I didnt explain this in the spi01 example, the spi controller on the
raspberry pi is fairly simple.  You of course have to talk to the
gpio controller to select the spi alternate function for all of the
spi controller signals you want to use.

When setting the TA bit with a CS number selected it asserts the
chip select, which you do before clocking out any bytes, and then
clear the ta bit to de-assert the chip select.  Understand some basic
terminology, assert doesnt always mean high or a 1 or a non-zero positive
voltage.  The chip select is asserted low, so off is the 3.3Volt state
and on, asserted, is at 0Volts.  both the raspberry pi and display
datasheets show CS low asserted in the pictures and that is what
is going on here.  I play a game with chip select 1, which is normally
not asserted as a high output, I set the invert polarity bit in the
control register which tells it that not asserted is low, making it
output a 0 on that pin, then later I undo that and make it high again
causing a reset (which is also asserted low) to the display.  Not sure
if I really needed to do a reset and wire that up, maybe I could
have used the CS1 for the D/C instead of the way I did it.  Oh well, that
is an exercise for the reader...

So after you set the TA bit to assert chip select.  Then for every write
to the fifo, it takes the lower 8 bits and puts those in the fifo. In
this case I mimiced the sparkfun example and only send 8 bits per
chip select.  If you look at the display data sheet it shows multiple
bytes per chip select is supported.   The one byte per is certainly
easier to code up and use.  So that one byte is one write to the fifo
register.  This is clocking out pretty slow relative to the speed of
the arm so you have to wait for it to clock out the waveform by checking
bit 16 of the control register.  Once done you can zero the TA bit to
raise chip select.

Wrap that with having the D/C bit high or low before you start and
you can send commands or data.

The datasheet command table is not immediately obvious in how
the commands wor either.  You will see lots of individual lines for
example that are some 0xA0 + 0-7 numbers.  They key to is that there
are some visual separations using a horizontal line, for the command
in question you have to send all the line items for that command, the
first one is unique to the command and the ones that follow the
controller is expecting.  So you need to make sure you dont short
the controller some data otherwise it is out of sync and all messed
up.  For example the first one set contrast control first you send
a command (D/C is a 0) of 0x81, then you send a command (D/C is a 0)
of the contrast value between 0x00 and 0xFF.  And no in that case it
is not a 0xA0 with the value 0-7 in the lower bits it is just trying
to show you there are 8 bits...

I tried messing with the contrast and certainly didnt see 256 settings
it seems to go from nothing to on pretty soon and doesnt change
much after that, perhaps there are other settings that affect the
contrast/brightness ultimately maybe a multiplier somewhere...
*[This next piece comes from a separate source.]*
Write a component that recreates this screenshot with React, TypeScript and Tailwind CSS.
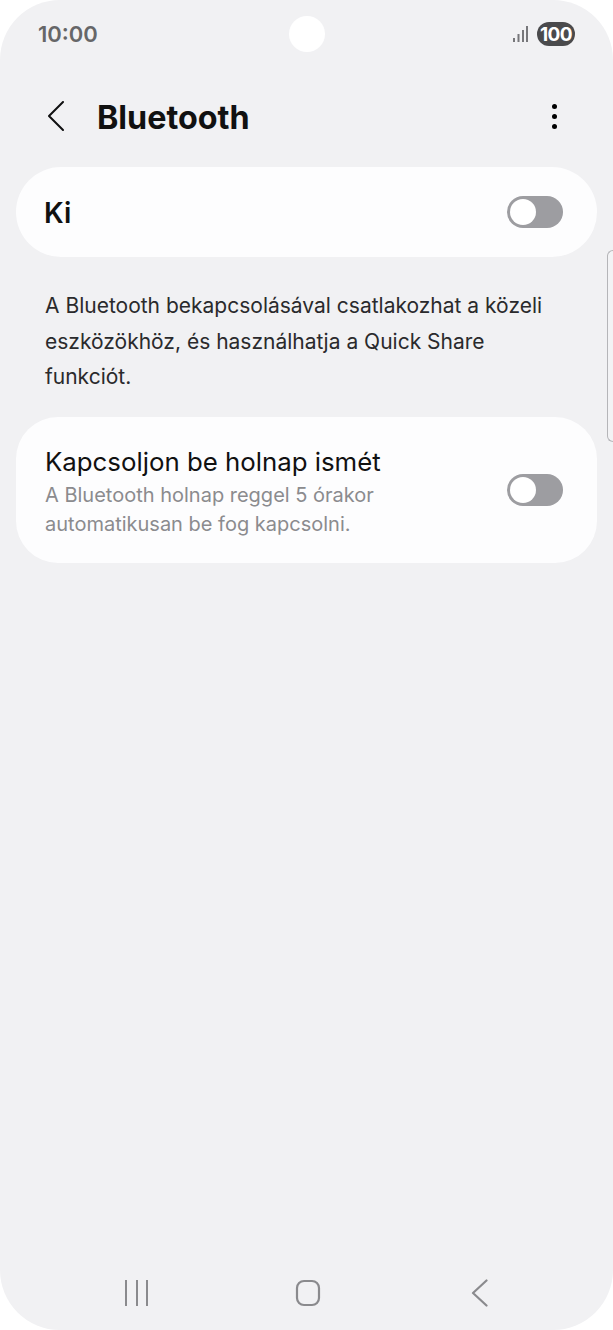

So since I chose to write fonts with this you can see the program will
write

HELLO
World!
12345678
ABCDEF00

On the first four rows, then on the last row will count for a while so
you can see the Hello World.  Then I made a simple hex value scroller
that runs for a bit and there you go, you can see the last 6 values.

You can certainly do more than write text on this, its just pixels,
draw whatever you want.  The controller on the display has features
for scrolling and perhaps other things.  I didnt mess with those.